**Information given:**
::::

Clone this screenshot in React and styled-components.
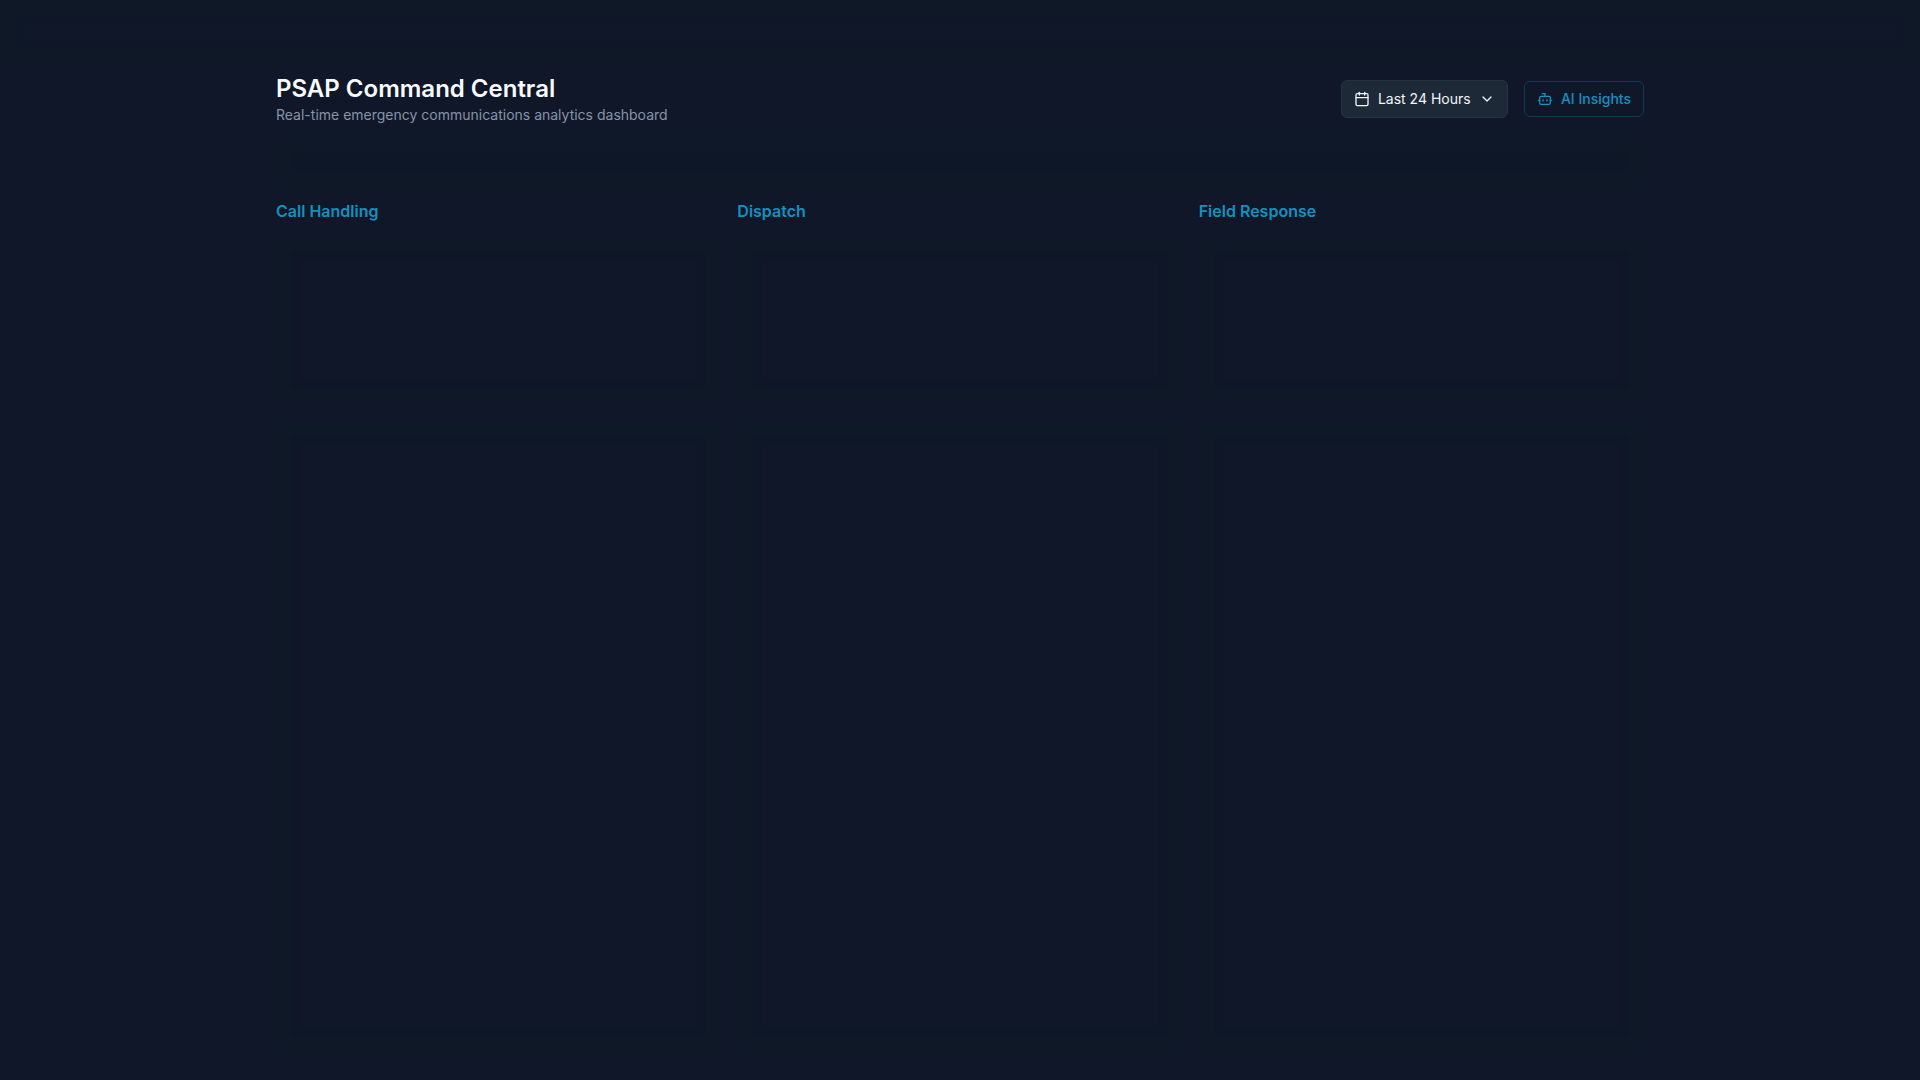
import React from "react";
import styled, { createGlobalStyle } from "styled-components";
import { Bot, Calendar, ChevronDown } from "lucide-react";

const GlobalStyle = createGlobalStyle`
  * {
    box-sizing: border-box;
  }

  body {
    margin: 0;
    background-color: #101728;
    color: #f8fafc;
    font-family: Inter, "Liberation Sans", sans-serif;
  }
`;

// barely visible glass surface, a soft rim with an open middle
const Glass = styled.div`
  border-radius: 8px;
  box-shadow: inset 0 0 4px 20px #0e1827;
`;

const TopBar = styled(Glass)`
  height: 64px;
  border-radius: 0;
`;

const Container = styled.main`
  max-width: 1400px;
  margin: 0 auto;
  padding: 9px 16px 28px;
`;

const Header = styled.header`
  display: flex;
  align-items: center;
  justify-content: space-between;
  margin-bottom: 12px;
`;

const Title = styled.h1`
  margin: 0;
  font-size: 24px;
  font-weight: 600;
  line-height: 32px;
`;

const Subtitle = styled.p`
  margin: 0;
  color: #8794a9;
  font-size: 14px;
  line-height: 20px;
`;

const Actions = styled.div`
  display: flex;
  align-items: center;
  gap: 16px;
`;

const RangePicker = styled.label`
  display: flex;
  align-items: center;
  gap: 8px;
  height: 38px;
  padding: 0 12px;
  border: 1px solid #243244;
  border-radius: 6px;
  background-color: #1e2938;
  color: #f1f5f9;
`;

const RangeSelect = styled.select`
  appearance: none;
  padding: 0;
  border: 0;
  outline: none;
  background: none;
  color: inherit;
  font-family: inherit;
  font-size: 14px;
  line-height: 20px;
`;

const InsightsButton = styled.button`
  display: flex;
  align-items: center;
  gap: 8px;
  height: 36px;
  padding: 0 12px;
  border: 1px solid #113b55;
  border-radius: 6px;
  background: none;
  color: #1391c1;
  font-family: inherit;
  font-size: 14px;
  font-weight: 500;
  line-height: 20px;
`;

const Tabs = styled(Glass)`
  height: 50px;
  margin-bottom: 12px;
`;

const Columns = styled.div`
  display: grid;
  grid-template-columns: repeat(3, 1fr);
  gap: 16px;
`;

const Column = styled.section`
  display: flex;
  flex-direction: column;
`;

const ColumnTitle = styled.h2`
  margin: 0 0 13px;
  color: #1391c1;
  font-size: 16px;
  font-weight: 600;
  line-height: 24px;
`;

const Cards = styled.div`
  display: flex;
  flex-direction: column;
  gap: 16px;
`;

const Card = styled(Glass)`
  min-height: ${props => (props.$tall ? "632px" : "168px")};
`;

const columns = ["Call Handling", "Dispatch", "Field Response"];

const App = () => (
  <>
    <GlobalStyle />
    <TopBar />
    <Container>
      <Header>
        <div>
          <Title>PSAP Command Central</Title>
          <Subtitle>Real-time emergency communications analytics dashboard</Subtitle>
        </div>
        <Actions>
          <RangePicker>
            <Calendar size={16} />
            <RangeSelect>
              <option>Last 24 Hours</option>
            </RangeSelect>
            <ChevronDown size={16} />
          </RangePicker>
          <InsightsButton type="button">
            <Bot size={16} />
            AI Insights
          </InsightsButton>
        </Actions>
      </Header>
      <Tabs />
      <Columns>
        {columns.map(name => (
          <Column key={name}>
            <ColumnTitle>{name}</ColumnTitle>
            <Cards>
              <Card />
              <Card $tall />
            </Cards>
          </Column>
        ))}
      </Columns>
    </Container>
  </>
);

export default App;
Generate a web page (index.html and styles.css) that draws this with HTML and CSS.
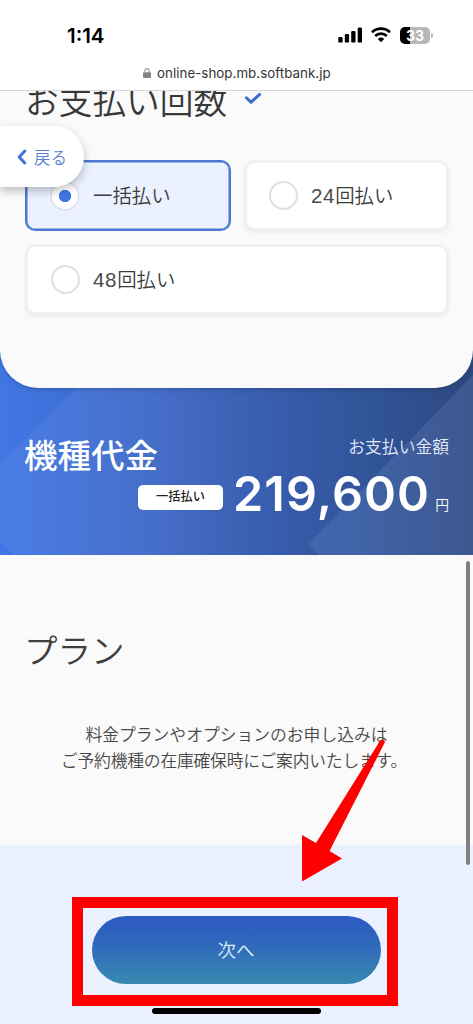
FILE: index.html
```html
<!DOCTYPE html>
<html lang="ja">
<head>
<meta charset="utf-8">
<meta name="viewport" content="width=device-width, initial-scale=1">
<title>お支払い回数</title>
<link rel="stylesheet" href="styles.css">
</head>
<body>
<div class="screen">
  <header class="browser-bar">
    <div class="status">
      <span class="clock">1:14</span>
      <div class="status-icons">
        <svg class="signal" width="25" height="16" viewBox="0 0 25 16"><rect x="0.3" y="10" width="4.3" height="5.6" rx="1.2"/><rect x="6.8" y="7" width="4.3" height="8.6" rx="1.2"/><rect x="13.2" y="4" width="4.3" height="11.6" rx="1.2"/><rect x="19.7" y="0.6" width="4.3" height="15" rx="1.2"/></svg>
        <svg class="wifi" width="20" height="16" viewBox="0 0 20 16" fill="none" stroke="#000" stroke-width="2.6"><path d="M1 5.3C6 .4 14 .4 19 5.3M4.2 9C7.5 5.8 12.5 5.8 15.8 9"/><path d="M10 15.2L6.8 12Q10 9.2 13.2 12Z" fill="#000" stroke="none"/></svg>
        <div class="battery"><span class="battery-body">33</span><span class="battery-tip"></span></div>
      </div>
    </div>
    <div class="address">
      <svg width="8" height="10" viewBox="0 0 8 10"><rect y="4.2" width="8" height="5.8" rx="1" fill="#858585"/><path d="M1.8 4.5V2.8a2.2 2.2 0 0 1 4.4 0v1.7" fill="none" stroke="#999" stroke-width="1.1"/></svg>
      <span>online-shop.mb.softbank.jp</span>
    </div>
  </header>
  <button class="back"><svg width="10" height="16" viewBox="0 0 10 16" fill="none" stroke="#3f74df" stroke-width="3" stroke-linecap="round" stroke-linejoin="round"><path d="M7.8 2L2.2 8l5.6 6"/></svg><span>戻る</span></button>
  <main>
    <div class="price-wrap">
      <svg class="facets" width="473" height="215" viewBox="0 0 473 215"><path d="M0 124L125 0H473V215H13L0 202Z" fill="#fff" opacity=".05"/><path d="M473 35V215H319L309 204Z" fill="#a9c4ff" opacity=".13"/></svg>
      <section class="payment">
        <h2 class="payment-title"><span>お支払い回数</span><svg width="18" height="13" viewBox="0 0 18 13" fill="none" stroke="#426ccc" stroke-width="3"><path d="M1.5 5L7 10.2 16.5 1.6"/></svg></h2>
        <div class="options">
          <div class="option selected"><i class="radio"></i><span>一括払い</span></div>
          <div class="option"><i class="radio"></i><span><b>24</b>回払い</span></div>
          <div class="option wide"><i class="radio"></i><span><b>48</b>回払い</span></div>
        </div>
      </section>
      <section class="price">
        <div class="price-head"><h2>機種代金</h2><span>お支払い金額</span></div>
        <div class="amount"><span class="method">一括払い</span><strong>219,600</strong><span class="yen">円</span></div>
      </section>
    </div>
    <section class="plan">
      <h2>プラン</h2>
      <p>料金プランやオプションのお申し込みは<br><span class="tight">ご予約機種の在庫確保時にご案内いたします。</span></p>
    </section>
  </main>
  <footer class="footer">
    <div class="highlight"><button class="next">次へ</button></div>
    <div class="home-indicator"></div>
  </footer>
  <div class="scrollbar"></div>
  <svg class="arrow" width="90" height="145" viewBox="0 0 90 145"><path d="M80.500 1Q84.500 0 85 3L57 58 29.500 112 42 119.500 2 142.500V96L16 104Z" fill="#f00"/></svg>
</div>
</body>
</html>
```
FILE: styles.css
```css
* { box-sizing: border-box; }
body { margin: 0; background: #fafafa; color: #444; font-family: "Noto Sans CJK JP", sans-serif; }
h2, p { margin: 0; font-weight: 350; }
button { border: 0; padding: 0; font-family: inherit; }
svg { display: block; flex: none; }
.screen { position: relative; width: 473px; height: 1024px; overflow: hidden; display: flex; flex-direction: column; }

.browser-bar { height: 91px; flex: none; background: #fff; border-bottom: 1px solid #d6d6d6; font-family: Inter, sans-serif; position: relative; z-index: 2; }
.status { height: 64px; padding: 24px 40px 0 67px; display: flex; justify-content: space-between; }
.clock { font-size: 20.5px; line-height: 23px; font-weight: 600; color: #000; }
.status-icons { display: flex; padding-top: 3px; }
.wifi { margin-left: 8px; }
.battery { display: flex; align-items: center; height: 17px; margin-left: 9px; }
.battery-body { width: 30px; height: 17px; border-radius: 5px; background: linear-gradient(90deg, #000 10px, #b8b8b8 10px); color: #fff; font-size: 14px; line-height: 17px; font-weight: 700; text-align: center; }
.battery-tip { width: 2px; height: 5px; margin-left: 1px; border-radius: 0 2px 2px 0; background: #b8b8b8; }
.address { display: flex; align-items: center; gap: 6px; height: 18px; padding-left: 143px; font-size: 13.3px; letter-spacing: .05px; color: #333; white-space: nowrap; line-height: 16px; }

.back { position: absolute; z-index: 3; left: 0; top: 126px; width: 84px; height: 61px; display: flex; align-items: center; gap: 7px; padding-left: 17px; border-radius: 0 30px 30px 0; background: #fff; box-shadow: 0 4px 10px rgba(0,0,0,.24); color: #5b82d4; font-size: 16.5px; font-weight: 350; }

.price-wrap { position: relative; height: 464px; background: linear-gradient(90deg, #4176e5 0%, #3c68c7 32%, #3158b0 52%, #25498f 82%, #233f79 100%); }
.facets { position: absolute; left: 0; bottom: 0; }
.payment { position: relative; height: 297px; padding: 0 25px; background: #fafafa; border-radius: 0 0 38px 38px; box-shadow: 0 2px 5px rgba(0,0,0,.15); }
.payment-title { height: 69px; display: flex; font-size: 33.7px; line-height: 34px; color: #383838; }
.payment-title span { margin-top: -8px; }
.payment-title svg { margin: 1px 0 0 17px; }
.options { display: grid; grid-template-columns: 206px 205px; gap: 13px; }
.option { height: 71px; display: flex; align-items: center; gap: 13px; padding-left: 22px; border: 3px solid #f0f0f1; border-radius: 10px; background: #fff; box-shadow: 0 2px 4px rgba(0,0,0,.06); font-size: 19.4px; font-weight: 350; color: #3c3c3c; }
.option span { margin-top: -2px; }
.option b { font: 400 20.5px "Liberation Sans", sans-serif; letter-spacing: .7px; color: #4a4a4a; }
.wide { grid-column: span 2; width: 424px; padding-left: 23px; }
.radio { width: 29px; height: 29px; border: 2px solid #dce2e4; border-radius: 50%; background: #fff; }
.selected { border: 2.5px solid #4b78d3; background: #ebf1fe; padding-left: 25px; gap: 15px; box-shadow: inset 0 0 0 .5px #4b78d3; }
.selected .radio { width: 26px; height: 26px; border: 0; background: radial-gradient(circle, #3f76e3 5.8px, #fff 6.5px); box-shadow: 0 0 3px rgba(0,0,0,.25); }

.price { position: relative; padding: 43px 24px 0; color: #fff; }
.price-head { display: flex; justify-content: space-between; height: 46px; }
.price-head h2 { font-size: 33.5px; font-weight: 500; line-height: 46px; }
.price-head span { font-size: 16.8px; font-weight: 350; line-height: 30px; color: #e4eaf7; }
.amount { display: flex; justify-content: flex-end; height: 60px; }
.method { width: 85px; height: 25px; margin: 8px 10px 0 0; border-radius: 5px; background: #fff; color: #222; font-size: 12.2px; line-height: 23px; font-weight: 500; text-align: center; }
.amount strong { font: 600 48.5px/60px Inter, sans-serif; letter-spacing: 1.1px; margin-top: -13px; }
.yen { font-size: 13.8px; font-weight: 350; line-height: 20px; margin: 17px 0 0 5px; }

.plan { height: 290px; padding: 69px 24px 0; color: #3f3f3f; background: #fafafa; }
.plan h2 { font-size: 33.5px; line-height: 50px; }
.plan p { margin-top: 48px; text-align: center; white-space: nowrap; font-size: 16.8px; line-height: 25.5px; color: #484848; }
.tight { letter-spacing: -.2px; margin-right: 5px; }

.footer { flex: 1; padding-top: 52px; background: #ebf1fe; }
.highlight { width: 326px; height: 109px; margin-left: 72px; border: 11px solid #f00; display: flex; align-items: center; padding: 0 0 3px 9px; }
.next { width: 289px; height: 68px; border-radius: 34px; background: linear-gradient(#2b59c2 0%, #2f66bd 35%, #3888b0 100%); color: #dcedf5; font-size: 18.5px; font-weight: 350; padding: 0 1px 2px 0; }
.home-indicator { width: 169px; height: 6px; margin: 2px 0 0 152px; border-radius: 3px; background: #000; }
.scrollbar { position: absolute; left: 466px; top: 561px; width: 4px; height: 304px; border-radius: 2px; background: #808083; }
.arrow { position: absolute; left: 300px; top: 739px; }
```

::::

**Problem to solve:**
Extract all lines containing the word "index".

**Task result:**
Generate a web page (index.html and styles.css) that draws this with HTML and CSS.
FILE: index.html
.browser-bar { height: 91px; flex: none; background: #fff; border-bottom: 1px solid #d6d6d6; font-family: Inter, sans-serif; position: relative; z-index: 2; }
.back { position: absolute; z-index: 3; left: 0; top: 126px; width: 84px; height: 61px; display: flex; align-items: center; gap: 7px; padding-left: 17px; border-radius: 0 30px 30px 0; background: #fff; box-shadow: 0 4px 10px rgba(0,0,0,.24); color: #5b82d4; font-size: 16.5px; font-weight: 350; }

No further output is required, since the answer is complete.